● Given request: Copy the data precisely, keeping every character.

● Supplied information:
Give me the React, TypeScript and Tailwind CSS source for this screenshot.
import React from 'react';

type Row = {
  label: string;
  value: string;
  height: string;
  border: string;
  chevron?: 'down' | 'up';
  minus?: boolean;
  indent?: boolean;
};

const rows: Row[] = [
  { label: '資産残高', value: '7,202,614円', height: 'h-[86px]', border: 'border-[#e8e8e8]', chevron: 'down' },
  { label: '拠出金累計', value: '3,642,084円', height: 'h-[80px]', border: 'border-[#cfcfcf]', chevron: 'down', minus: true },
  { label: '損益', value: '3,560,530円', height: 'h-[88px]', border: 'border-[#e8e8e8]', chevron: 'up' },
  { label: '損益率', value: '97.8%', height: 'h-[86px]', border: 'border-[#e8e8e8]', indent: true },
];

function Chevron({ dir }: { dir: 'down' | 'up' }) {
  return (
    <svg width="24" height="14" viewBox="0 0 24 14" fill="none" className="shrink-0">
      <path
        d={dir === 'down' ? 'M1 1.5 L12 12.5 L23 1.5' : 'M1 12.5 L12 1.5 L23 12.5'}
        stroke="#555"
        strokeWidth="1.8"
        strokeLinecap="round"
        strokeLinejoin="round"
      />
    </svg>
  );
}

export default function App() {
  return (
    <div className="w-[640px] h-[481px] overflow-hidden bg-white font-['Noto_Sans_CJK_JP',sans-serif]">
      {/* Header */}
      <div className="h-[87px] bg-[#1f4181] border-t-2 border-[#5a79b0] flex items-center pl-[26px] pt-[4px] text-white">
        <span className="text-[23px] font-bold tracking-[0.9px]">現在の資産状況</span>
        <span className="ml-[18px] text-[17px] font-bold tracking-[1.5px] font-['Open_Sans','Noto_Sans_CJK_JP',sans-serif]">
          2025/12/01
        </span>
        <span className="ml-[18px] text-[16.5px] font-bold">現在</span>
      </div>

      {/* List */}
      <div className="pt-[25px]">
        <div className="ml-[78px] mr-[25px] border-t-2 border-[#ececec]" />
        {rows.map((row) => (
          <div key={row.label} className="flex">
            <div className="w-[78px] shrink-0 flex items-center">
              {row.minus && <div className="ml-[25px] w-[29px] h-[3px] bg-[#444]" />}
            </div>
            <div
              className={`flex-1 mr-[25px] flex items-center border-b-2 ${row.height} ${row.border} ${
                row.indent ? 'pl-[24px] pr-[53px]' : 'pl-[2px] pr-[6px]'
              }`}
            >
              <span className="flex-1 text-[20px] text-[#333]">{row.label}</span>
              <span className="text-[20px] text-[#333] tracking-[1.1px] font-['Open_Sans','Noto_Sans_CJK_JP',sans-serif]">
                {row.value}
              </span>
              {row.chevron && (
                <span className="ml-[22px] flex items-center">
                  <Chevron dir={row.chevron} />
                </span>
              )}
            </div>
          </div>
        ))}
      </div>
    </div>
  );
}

● Result:
Give me the React, TypeScript and Tailwind CSS source for this screenshot.
import React from 'react';

type Row = {
  label: string;
  value: string;
  height: string;
  border: string;
  chevron?: 'down' | 'up';
  minus?: boolean;
  indent?: boolean;
};

const rows: Row[] = [
  { label: '資産残高', value: '7,202,614円', height: 'h-[86px]', border: 'border-[#e8e8e8]', chevron: 'down' },
  { label: '拠出金累計', value: '3,642,084円', height: 'h-[80px]', border: 'border-[#cfcfcf]', chevron: 'down', minus: true },
  { label: '損益', value: '3,560,530円', height: 'h-[88px]', border: 'border-[#e8e8e8]', chevron: 'up' },
  { label: '損益率', value: '97.8%', height: 'h-[86px]', border: 'border-[#e8e8e8]', indent: true },
];

function Chevron({ dir }: { dir: 'down' | 'up' }) {
  return (
    <svg width="24" height="14" viewBox="0 0 24 14" fill="none" className="shrink-0">
      <path
        d={dir === 'down' ? 'M1 1.5 L12 12.5 L23 1.5' : 'M1 12.5 L12 1.5 L23 12.5'}
        stroke="#555"
        strokeWidth="1.8"
        strokeLinecap="round"
        strokeLinejoin="round"
      />
    </svg>
  );
}

export default function App() {
  return (
    <div className="w-[640px] h-[481px] overflow-hidden bg-white font-['Noto_Sans_CJK_JP',sans-serif]">
      {/* Header */}
      <div className="h-[87px] bg-[#1f4181] border-t-2 border-[#5a79b0] flex items-center pl-[26px] pt-[4px] text-white">
        <span className="text-[23px] font-bold tracking-[0.9px]">現在の資産状況</span>
        <span className="ml-[18px] text-[17px] font-bold tracking-[1.5px] font-['Open_Sans','Noto_Sans_CJK_JP',sans-serif]">
          2025/12/01
        </span>
        <span className="ml-[18px] text-[16.5px] font-bold">現在</span>
      </div>

      {/* List */}
      <div className="pt-[25px]">
        <div className="ml-[78px] mr-[25px] border-t-2 border-[#ececec]" />
        {rows.map((row) => (
          <div key={row.label} className="flex">
            <div className="w-[78px] shrink-0 flex items-center">
              {row.minus && <div className="ml-[25px] w-[29px] h-[3px] bg-[#444]" />}
            </div>
            <div
              className={`flex-1 mr-[25px] flex items-center border-b-2 ${row.height} ${row.border} ${
                row.indent ? 'pl-[24px] pr-[53px]' : 'pl-[2px] pr-[6px]'
              }`}
            >
              <span className="flex-1 text-[20px] text-[#333]">{row.label}</span>
              <span className="text-[20px] text-[#333] tracking-[1.1px] font-['Open_Sans','Noto_Sans_CJK_JP',sans-serif]">
                {row.value}
              </span>
              {row.chevron && (
                <span className="ml-[22px] flex items-center">
                  <Chevron dir={row.chevron} />
                </span>
              )}
            </div>
          </div>
        ))}
      </div>
    </div>
  );
}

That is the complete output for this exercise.